The students took the matter to the High Court seeking an urgent interdict restraining the NMDS from proceeding with the termination.
They also wanted an order compelling the NMDS to continue paying the students’ tuition fees to the universities where they were enrolled.
In his judgment, Justice Molefi Makara said the “first, second, third, fourth and fifth applicants . . . had exhibited contracts as proof of the relationship between each one of them and the NMDS” adding that the Ministry of Development Planning and the NMDS had “breached the terms of the contract on the number of years agreed upon for the sponsorship”.
The government and the NMDS did not agree with the judgment and appealed.
At the centre of the dispute in the Court of Appeal were two versions – one by the students and the other by the government and the NMDS.
The students maintained that the government had agreed to sponsor them for as long as it took to complete their studies under the rules of their universities.
They presented to the court contract documents that had figures of the years of their intended study that were handwritten.
The government however disputed the students’ arguments particularly the handwritten years on the contracts.
It said the inscriptions were done without the NMDS’s knowledge or agreement and were therefore invalid.
“As I understand NMDS’s case in these proceedings, its policy – expressed in the individual bursary loan agreements – is to finance a student only for the minimum period of study stipulated in the university prospectus and or the letter of admission,” Justice Petrus Damaseb, who was sitting in a coram of three judges, said in his judgment.
“It assumes no responsibility should the student for one or other personal reason fail to complete the course of study within the shortest (ie the minimum) period stipulated for the completion of the study programme.”
“NMDS’s version is supported by the university prospectuses and the individual bursary loan agreements as I have set out in the summary of the answering affidavit of the respondents. The only exception is in the case of Motseki where the minimum period is ‘not less than one year,” he said.
“The only support for the other applicants’ versions that the NMDS undertook to sponsor them for the maximum period for the completion of their courses are the hand-written insertions on the individual contracts.
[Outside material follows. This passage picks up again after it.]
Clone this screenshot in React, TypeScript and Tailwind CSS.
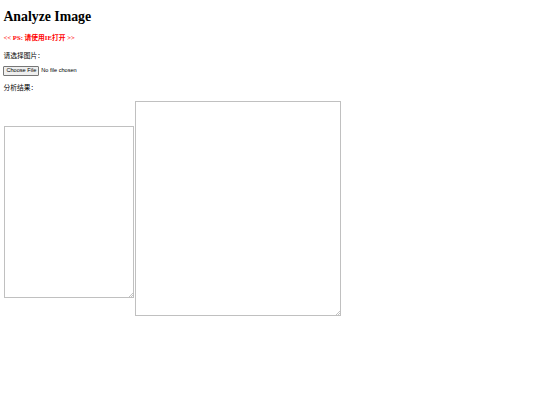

“Tellingly, the handwritten insertions are inconsistent with the relevant prospectuses and the individual bursary loan agreements. To that extent, the applicants, except Motseki, failed to establish that they were sponsored by the NMDS for more than the minimum periods of study stipulated by their respective universities.”
Justice Phillip Musonda and Justice Moses Chinhengo agreed.
“The appeal must therefore be allowed in respect of first to fourth respondents but it must fail in respect of the fifth.”